COLLECTED MATERIAL:
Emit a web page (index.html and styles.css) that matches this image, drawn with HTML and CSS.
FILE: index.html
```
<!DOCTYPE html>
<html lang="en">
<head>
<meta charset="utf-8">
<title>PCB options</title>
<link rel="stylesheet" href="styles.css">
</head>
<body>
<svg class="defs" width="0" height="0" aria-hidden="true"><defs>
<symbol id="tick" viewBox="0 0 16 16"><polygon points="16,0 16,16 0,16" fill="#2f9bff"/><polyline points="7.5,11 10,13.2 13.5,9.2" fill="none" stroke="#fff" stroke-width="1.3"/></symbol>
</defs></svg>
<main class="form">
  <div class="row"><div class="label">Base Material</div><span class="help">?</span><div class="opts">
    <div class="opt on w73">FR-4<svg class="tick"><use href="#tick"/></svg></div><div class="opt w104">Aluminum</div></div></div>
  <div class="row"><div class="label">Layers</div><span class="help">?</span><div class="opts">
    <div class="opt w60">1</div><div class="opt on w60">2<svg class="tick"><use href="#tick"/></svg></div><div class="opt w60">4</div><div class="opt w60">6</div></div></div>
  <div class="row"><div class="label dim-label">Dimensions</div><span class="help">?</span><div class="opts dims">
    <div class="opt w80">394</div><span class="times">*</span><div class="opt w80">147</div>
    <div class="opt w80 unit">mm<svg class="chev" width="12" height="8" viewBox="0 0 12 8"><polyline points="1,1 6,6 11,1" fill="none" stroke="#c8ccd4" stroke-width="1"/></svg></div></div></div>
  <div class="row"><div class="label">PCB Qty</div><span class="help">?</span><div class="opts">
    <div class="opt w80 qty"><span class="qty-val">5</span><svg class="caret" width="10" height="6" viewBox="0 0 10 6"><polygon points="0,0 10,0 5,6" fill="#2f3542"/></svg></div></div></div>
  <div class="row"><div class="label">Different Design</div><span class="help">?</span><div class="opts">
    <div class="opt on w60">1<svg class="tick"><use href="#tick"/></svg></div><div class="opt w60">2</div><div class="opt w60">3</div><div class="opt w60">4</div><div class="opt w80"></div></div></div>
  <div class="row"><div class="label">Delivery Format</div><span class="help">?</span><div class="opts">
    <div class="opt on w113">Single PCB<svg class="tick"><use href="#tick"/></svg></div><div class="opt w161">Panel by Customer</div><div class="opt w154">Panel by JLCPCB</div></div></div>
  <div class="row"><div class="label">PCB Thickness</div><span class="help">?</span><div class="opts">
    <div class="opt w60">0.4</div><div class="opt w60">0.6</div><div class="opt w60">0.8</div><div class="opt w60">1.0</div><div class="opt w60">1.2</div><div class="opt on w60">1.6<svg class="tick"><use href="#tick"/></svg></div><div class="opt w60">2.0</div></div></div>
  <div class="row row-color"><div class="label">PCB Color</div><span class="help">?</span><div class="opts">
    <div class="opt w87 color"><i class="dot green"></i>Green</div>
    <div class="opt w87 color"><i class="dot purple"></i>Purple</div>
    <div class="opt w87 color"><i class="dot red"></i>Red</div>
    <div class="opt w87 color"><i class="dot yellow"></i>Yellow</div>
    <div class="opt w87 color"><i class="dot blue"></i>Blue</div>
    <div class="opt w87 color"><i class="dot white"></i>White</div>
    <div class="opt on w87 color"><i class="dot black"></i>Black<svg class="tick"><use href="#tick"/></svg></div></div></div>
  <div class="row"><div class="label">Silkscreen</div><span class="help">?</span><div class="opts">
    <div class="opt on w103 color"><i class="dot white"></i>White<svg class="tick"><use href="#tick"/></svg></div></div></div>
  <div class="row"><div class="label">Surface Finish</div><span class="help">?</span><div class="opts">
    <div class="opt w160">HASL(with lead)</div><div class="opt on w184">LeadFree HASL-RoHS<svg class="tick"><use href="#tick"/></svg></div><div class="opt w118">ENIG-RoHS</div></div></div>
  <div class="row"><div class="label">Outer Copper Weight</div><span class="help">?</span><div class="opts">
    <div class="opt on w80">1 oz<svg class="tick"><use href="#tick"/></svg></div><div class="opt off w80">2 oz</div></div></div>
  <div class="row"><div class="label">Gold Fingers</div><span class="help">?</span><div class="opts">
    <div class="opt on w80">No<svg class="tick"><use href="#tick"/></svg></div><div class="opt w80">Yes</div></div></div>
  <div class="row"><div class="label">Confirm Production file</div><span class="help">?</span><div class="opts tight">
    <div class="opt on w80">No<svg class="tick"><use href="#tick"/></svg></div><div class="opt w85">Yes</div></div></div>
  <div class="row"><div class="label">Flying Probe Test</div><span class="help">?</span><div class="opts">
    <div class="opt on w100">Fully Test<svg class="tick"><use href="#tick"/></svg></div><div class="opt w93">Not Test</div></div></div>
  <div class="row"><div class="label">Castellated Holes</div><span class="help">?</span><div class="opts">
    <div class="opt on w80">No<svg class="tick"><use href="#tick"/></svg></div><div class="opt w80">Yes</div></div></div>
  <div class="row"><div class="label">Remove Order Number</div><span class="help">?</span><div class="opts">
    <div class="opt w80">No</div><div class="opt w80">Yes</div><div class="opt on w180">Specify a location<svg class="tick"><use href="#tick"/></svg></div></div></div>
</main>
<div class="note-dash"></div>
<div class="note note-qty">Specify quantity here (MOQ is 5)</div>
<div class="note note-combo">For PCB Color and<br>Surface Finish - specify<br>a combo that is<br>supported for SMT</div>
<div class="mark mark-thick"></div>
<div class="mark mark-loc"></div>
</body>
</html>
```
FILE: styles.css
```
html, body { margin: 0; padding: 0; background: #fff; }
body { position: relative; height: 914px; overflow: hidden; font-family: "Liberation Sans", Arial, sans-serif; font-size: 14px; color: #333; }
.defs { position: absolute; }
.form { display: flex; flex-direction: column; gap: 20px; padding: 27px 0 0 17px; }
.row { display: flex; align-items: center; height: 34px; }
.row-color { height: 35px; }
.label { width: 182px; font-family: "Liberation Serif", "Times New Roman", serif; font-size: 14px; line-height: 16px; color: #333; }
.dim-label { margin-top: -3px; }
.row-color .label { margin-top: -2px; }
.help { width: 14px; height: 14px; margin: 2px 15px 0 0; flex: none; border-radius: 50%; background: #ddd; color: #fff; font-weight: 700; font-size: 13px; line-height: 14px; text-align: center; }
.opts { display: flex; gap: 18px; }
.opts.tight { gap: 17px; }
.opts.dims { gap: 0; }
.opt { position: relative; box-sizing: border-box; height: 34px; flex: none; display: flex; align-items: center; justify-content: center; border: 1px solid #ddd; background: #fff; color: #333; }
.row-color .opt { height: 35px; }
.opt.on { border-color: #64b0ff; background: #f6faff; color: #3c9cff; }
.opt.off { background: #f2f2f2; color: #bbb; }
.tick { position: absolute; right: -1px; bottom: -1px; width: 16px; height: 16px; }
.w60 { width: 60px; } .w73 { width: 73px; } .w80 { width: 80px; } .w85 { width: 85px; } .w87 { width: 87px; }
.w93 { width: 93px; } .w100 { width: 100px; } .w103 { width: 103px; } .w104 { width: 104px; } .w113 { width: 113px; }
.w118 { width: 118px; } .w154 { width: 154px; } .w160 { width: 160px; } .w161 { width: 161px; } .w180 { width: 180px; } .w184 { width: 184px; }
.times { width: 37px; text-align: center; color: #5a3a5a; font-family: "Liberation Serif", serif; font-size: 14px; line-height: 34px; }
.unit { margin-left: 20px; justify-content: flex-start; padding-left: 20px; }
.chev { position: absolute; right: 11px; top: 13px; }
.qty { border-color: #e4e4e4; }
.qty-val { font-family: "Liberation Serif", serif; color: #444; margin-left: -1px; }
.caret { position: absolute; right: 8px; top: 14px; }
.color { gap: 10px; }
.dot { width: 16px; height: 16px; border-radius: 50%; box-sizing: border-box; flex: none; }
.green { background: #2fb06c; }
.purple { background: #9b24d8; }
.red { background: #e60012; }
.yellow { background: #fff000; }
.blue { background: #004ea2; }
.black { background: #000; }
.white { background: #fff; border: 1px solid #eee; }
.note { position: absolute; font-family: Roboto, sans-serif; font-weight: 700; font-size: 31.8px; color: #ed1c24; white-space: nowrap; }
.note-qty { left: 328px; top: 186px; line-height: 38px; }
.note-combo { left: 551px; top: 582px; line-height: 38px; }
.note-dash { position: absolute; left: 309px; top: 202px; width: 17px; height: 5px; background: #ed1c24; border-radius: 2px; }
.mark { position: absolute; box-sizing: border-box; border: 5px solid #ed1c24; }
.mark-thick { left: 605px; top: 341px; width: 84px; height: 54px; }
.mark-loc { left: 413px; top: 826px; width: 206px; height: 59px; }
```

AIM: Identify each line of the material where the word "that" shows up, and copy it.

COMPLETED EXERCISE:
Emit a web page (index.html and styles.css) that matches this image, drawn with HTML and CSS.
<div class="note note-combo">For PCB Color and<br>Surface Finish - specify<br>a combo that is<br>supported for SMT</div>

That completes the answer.